Der Begriff Sexarbeit kommt ihr nicht über die schmalen Lippen. "Schläge, Vergewaltigung, Mord - das gehört auf der Straße dazu. Meiner Freundin hat ein Freier mit einer aufgeschlagenen Flasche das Gesicht zerschlitzt. Ich hatte Glück, ich konnte mich immer aus Gefahrensituationen herausreden."

Wie also steht es um die Würde? Wie hält man ein solches Leben aus? "Ich habe getrunken. Wodka. Anders ist es nicht zu ertragen. Heute trinke ich nicht mehr", erzählt Alla. Vom Vater ihrer fünf Kinder, der als Ernährer versagte, hat sie sich scheiden lassen.

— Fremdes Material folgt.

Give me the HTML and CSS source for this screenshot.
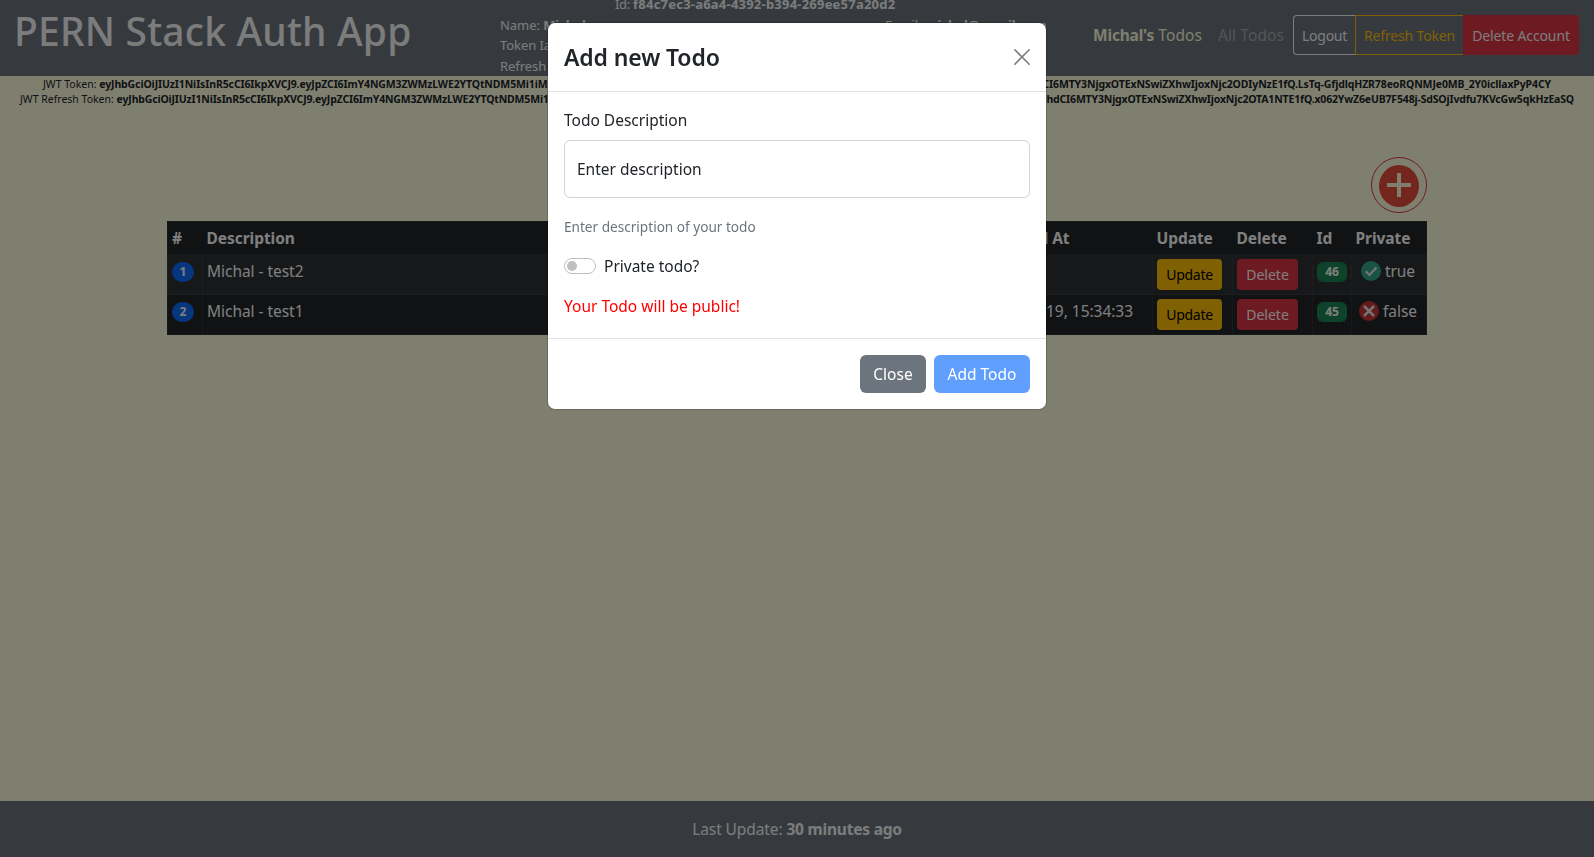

Alla lebt allein mit ihren Haustieren. "Das Hundefutter kann ich mir nicht leisten", sagt sie und lächelt verlegen. "Von Zeit zu Zeit schaut noch immer einer der alten Freier vorbei."

Auch die Kinder kommen zu Besuch. "Das war das Schwerste für mich. Wie bringt man das seinen Kindern bei?", fragt Alla und gibt selbst die Antwort: "Es hilft nur, die Wahrheit zu sagen. Als die Kinder wissen wollten, wo ich abends hingehe, habe ich ihnen alles erzählt. Es ist wie bei jeder ganz normalen Arbeit, die du nicht möchtest, aber machen musst." Alla schaut ihrem Gegenüber im Gespräch direkt in die Augen. Sie hat überlebt. Und sie hat ihre Würde bewahrt.